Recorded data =
====

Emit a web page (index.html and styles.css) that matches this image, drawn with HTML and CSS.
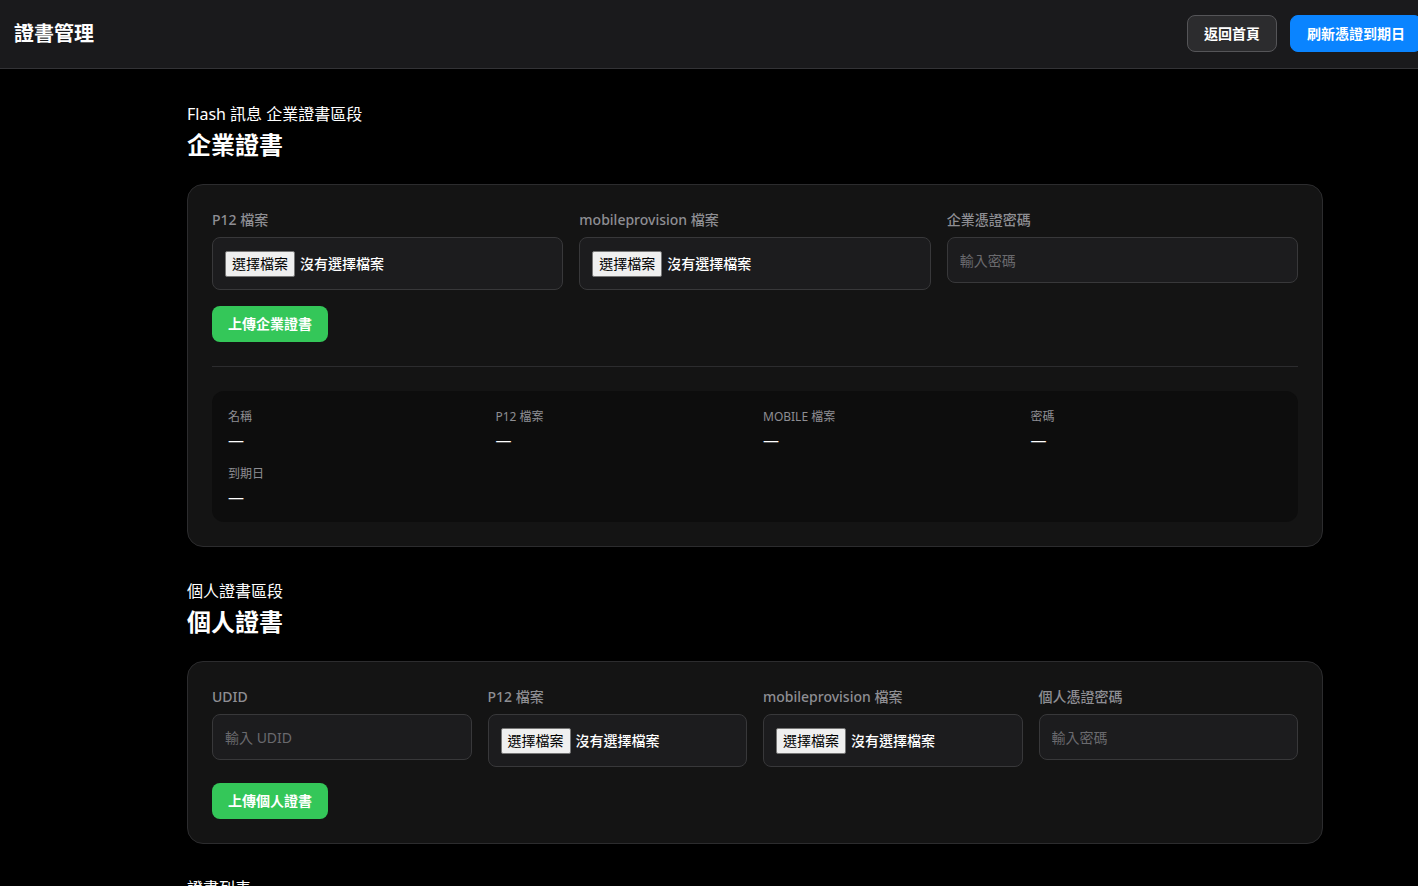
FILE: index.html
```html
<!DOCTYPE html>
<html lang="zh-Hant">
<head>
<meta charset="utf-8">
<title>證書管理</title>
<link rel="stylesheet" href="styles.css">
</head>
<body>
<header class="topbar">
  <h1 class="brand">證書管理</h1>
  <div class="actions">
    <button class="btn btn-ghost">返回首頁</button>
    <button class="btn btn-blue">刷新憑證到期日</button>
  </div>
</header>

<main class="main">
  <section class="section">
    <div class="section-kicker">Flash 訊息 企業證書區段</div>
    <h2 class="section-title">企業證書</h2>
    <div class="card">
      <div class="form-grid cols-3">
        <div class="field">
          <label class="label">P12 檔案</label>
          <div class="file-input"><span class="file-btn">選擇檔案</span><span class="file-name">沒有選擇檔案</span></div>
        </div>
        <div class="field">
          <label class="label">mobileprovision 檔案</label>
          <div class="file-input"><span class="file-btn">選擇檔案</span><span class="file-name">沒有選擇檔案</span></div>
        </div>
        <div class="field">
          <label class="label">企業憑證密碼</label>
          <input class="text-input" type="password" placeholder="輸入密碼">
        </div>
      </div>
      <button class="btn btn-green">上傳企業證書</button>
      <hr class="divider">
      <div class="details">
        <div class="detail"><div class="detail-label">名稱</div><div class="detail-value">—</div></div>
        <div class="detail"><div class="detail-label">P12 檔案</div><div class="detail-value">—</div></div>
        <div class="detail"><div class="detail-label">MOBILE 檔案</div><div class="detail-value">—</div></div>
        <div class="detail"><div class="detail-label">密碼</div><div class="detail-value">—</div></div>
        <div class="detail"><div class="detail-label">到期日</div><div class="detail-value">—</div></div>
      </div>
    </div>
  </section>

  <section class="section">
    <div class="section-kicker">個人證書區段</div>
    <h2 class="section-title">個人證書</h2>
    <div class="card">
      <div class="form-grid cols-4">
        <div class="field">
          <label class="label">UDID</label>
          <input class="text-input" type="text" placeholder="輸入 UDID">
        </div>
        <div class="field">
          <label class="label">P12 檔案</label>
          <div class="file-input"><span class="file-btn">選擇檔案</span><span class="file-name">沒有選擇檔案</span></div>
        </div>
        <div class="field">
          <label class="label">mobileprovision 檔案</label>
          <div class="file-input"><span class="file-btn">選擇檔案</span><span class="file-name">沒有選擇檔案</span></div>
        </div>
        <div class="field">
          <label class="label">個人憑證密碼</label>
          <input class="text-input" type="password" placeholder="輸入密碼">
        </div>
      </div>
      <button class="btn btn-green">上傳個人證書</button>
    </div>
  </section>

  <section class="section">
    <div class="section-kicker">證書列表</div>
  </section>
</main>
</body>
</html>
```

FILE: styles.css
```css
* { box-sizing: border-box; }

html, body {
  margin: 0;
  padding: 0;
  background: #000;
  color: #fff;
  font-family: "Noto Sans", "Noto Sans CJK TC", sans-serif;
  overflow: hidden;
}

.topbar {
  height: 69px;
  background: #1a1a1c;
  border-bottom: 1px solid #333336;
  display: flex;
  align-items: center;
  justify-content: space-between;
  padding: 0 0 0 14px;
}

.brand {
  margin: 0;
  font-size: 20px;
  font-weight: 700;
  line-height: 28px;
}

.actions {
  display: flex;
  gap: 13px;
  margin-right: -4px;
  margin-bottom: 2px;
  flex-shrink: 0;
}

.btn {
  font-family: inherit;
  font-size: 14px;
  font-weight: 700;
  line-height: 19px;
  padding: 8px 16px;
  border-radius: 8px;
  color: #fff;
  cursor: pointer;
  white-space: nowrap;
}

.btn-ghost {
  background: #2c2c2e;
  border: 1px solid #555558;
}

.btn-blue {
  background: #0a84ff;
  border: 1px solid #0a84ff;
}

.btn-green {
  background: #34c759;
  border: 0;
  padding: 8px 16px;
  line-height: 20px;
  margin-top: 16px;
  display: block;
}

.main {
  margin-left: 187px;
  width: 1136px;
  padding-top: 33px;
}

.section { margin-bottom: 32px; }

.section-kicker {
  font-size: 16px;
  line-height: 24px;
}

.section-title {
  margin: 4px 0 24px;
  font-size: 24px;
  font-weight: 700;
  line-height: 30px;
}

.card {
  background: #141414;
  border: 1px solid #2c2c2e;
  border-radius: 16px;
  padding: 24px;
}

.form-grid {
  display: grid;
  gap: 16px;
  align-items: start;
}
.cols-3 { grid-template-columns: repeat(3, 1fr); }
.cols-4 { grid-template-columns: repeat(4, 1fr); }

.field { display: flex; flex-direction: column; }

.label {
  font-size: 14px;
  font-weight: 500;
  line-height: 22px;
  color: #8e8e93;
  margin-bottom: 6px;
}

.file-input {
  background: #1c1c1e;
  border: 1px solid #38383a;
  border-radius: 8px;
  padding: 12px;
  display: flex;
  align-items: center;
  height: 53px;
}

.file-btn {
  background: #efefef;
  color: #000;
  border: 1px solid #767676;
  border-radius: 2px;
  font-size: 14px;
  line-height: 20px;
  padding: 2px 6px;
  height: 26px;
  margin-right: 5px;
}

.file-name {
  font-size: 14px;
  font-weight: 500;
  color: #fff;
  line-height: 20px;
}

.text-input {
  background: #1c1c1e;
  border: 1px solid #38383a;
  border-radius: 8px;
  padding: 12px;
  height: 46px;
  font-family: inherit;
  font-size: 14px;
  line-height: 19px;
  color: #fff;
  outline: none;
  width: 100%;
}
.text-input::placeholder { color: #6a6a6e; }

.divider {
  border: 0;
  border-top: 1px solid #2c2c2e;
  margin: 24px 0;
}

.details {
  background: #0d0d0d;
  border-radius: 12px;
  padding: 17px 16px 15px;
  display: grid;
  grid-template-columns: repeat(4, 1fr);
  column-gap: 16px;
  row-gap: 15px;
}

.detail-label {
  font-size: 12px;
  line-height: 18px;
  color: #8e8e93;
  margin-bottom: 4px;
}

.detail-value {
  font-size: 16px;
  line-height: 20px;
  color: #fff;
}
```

====

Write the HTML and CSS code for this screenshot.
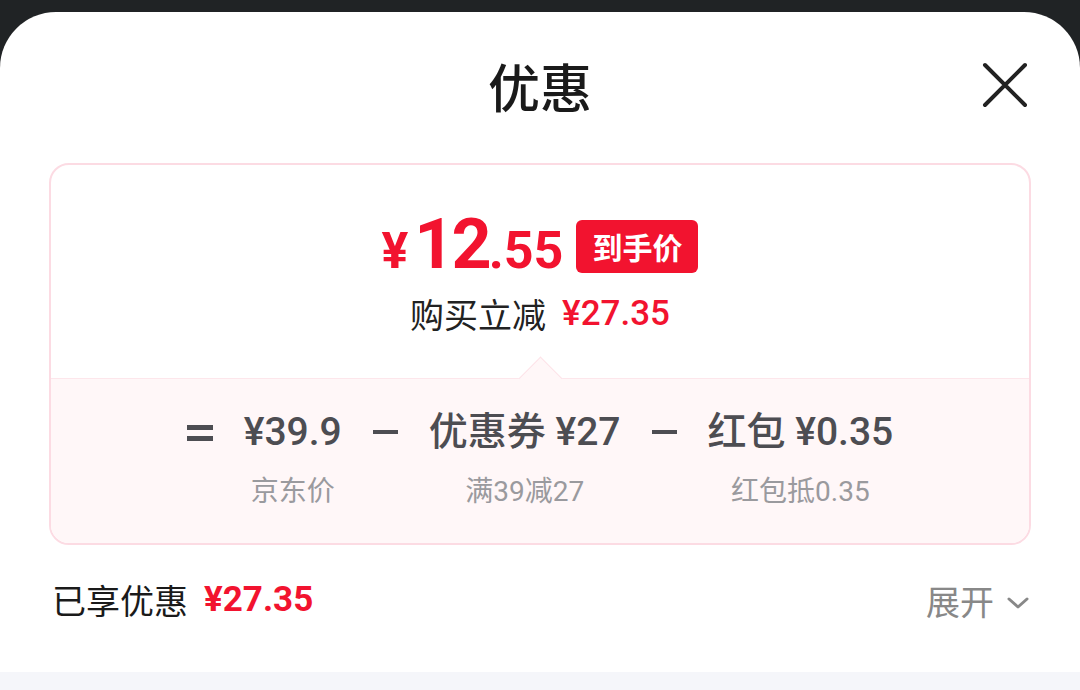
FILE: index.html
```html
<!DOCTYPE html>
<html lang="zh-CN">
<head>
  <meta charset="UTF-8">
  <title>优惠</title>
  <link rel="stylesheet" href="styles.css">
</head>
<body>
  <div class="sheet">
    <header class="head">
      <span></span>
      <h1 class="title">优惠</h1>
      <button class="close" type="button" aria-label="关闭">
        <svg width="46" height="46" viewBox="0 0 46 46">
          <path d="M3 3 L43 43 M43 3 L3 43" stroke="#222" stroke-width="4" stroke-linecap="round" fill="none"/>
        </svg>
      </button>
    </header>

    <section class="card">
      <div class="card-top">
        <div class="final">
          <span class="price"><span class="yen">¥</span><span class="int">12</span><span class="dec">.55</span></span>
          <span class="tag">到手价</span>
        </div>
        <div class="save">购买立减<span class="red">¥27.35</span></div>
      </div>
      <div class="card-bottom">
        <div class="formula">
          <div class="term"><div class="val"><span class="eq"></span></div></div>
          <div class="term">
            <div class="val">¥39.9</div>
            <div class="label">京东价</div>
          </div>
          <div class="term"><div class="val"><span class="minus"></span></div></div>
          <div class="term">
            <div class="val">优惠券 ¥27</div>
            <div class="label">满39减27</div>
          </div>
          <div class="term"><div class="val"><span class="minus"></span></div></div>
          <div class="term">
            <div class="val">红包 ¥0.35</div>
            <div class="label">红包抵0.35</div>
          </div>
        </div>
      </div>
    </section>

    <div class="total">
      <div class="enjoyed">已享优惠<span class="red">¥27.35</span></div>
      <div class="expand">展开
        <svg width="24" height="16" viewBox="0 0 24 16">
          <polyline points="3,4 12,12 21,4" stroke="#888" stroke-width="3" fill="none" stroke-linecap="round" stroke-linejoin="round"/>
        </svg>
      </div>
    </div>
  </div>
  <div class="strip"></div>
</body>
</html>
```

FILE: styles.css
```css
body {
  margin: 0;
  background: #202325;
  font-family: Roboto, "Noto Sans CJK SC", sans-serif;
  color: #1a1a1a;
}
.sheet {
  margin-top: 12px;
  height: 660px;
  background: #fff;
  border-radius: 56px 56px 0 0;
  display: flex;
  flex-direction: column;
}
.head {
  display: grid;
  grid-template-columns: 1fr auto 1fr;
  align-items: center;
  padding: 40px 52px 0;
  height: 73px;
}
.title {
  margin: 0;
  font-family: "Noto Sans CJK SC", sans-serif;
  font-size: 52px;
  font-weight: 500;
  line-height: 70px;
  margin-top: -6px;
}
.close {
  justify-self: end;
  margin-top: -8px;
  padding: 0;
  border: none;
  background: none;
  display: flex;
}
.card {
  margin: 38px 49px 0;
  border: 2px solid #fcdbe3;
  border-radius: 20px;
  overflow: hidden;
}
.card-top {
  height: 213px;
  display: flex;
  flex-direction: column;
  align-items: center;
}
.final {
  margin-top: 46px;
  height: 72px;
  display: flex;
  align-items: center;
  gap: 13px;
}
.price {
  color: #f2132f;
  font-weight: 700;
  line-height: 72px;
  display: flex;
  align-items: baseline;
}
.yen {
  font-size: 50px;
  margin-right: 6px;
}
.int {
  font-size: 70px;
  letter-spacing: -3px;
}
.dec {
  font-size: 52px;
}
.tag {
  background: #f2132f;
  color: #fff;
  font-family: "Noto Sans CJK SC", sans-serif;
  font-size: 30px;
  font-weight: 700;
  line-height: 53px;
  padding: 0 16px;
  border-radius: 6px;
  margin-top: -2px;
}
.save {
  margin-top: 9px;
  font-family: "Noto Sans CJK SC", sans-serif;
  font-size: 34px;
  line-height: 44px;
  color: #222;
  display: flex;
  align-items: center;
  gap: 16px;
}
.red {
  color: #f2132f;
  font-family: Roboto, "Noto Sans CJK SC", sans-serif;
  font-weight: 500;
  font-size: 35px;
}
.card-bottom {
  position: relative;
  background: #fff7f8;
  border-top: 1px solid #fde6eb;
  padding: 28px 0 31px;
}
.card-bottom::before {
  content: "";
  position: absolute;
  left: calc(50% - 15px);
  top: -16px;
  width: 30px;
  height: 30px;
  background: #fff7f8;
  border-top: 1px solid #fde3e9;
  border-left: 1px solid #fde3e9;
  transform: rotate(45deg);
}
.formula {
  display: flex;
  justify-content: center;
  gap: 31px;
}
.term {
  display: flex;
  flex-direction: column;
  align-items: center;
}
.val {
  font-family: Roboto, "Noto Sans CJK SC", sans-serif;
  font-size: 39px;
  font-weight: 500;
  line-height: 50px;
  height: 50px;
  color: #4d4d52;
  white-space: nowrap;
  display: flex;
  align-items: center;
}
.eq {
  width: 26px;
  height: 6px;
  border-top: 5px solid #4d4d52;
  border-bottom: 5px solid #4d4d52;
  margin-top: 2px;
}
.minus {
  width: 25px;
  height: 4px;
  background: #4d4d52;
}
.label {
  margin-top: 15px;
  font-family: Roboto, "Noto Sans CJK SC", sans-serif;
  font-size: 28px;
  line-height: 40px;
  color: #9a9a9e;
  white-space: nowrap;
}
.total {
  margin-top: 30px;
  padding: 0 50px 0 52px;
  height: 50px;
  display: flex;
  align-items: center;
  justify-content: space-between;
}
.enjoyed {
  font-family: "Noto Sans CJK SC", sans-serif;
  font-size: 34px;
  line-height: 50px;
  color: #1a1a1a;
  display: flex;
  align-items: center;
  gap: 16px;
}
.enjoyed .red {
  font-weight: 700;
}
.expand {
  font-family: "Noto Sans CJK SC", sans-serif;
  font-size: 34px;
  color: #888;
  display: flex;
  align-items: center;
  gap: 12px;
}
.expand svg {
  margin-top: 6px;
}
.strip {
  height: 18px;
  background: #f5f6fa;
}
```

====

PROBLEM DETAILS =
Write out every line of the entries that holds the word "styles".

RESULT FOR THIS TASK =
Emit a web page (index.html and styles.css) that matches this image, drawn with HTML and CSS.
<link rel="stylesheet" href="styles.css">
FILE: styles.css
  <link rel="stylesheet" href="styles.css">
FILE: styles.css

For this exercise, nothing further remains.